— Aim of the task —
Repeat verbatim the lines from the one containing "Emit a component" to the one containing "const models = ['PAX", ends included, minus any pictures.

— Records for processing —
## START
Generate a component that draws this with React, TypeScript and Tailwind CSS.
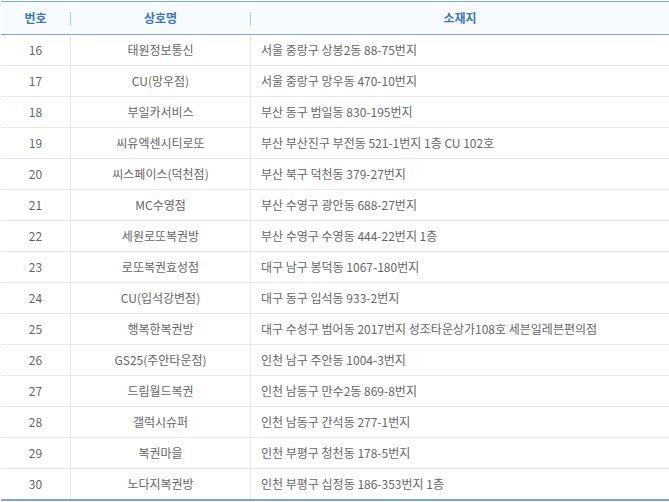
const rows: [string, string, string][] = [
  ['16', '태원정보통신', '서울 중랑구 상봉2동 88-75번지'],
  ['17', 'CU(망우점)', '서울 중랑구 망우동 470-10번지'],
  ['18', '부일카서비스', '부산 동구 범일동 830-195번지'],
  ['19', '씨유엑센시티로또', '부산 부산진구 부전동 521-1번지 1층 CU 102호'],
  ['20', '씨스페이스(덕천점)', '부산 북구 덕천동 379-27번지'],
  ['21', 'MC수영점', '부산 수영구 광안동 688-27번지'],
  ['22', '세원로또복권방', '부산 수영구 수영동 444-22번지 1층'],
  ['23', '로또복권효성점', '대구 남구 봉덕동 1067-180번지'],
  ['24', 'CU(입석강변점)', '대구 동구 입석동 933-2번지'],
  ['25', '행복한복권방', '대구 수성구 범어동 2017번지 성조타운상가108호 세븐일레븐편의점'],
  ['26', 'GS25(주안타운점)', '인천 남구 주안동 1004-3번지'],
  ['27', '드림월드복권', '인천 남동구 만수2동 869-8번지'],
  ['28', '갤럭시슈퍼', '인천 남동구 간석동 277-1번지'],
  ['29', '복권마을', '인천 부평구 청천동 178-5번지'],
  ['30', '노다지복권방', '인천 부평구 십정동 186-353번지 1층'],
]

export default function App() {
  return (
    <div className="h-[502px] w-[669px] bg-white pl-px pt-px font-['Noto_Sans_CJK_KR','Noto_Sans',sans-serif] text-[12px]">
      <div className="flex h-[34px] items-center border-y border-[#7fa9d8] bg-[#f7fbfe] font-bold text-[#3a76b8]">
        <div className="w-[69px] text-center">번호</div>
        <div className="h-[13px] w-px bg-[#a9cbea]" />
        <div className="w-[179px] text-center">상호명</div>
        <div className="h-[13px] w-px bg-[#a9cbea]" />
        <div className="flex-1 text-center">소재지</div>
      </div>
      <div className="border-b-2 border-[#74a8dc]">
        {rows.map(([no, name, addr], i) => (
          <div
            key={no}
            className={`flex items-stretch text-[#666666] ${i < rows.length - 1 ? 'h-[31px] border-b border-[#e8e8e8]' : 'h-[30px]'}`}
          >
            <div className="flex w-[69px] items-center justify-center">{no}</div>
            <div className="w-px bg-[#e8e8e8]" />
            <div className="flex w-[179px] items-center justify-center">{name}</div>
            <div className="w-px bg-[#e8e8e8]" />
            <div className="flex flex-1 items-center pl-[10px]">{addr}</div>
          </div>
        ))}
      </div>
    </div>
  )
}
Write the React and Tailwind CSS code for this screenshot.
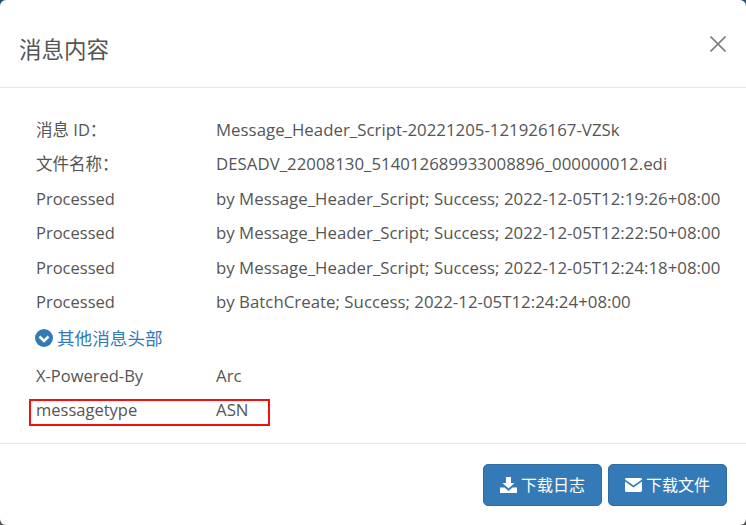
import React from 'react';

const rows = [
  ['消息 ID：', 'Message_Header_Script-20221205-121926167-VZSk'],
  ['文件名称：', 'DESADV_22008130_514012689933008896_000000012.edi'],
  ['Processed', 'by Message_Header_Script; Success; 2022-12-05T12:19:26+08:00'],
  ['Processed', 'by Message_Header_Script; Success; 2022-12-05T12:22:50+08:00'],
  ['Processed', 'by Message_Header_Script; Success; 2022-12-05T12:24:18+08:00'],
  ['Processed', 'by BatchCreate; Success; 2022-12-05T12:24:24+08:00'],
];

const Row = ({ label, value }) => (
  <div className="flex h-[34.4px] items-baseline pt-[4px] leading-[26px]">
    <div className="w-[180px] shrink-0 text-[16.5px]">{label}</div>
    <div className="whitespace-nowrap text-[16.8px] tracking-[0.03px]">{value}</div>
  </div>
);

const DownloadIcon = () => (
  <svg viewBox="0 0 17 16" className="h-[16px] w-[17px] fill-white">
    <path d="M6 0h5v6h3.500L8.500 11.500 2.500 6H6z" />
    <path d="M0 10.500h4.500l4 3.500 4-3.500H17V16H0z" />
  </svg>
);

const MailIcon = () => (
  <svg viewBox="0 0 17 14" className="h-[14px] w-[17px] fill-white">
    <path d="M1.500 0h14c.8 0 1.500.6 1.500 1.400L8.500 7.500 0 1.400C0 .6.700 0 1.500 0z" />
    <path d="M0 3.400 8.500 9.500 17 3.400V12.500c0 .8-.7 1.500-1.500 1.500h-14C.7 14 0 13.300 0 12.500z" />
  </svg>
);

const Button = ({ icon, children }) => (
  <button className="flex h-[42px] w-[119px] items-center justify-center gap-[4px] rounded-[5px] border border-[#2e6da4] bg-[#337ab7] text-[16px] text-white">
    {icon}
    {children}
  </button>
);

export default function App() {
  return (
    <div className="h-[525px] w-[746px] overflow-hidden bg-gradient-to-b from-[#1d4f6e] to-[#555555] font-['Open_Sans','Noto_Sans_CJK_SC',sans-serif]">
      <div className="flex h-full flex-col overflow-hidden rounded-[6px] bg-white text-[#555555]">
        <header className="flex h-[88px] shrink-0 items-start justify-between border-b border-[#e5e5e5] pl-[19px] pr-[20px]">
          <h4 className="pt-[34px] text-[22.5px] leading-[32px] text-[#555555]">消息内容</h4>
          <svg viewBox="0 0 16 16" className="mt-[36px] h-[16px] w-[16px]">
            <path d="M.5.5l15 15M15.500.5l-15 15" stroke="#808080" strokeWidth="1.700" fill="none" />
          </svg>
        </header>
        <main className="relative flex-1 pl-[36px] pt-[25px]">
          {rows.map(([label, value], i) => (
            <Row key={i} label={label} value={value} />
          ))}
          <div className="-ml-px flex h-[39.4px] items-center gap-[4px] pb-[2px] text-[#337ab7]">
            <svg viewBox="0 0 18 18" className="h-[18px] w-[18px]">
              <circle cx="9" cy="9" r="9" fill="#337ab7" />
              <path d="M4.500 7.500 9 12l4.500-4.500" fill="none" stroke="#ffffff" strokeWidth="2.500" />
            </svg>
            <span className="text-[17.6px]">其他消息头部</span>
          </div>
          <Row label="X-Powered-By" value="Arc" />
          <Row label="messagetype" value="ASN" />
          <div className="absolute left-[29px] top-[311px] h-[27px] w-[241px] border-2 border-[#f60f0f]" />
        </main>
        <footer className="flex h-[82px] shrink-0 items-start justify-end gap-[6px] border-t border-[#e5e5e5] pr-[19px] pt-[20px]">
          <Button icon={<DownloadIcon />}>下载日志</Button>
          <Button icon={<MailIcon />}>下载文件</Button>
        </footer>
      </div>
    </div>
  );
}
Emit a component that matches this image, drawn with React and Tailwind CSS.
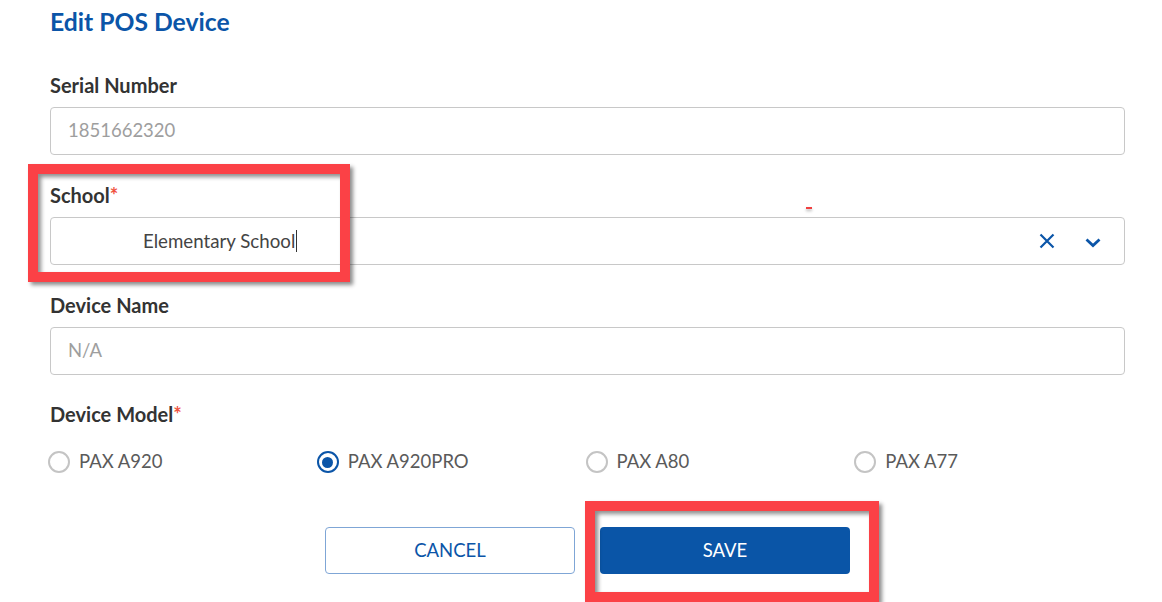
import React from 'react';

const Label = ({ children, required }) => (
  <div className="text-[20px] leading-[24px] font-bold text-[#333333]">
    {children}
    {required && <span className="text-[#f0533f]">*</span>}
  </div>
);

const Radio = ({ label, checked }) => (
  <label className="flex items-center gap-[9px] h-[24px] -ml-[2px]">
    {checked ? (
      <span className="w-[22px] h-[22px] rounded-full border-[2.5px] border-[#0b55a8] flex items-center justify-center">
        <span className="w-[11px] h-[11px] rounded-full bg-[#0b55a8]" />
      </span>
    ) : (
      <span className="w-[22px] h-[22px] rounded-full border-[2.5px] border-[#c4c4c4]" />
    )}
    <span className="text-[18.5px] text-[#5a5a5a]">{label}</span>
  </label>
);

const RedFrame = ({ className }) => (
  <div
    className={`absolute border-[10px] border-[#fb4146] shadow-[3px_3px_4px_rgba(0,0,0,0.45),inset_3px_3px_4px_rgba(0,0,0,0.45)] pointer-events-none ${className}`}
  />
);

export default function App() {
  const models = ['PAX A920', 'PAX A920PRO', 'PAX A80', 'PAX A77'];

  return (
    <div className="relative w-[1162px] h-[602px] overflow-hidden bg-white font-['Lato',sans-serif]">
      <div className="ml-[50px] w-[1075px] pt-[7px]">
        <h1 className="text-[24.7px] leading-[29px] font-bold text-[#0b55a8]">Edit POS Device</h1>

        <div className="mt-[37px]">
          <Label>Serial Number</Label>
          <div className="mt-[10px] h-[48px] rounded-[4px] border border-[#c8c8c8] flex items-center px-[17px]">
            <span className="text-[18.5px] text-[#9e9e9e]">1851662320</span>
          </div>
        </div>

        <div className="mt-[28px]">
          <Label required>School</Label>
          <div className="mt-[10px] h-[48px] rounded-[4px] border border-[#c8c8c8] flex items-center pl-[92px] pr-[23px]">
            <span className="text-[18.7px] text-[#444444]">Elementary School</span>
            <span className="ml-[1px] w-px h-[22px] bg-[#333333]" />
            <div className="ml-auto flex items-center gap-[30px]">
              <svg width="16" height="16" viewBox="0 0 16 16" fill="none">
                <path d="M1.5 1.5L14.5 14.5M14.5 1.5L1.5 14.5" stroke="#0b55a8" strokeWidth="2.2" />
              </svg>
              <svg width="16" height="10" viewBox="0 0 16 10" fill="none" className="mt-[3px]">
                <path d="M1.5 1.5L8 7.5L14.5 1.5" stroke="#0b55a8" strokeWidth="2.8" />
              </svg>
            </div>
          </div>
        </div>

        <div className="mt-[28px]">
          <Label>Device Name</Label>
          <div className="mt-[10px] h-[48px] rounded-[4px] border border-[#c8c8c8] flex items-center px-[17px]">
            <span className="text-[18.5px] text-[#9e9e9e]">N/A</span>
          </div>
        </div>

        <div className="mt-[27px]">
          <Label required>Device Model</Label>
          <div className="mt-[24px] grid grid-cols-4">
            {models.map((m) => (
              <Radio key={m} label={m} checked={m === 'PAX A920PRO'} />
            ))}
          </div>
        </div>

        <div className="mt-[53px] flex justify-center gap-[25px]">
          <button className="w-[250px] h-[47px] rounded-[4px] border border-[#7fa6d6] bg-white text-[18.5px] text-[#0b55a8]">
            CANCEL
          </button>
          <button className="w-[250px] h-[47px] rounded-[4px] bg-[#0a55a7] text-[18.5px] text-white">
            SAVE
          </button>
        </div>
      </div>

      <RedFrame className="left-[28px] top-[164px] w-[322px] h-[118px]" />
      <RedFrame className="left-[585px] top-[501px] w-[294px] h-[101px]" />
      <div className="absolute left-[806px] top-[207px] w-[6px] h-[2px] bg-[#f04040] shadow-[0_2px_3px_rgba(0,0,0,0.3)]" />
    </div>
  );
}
## END
— Exercise answer —
Emit a component that matches this image, drawn with React and Tailwind CSS.
import React from 'react';

const Label = ({ children, required }) => (
  <div className="text-[20px] leading-[24px] font-bold text-[#333333]">
    {children}
    {required && <span className="text-[#f0533f]">*</span>}
  </div>
);

const Radio = ({ label, checked }) => (
  <label className="flex items-center gap-[9px] h-[24px] -ml-[2px]">
    {checked ? (
      <span className="w-[22px] h-[22px] rounded-full border-[2.5px] border-[#0b55a8] flex items-center justify-center">
        <span className="w-[11px] h-[11px] rounded-full bg-[#0b55a8]" />
      </span>
    ) : (
      <span className="w-[22px] h-[22px] rounded-full border-[2.5px] border-[#c4c4c4]" />
    )}
    <span className="text-[18.5px] text-[#5a5a5a]">{label}</span>
  </label>
);

const RedFrame = ({ className }) => (
  <div
    className={`absolute border-[10px] border-[#fb4146] shadow-[3px_3px_4px_rgba(0,0,0,0.45),inset_3px_3px_4px_rgba(0,0,0,0.45)] pointer-events-none ${className}`}
  />
);

export default function App() {
  const models = ['PAX A920', 'PAX A920PRO', 'PAX A80', 'PAX A77'];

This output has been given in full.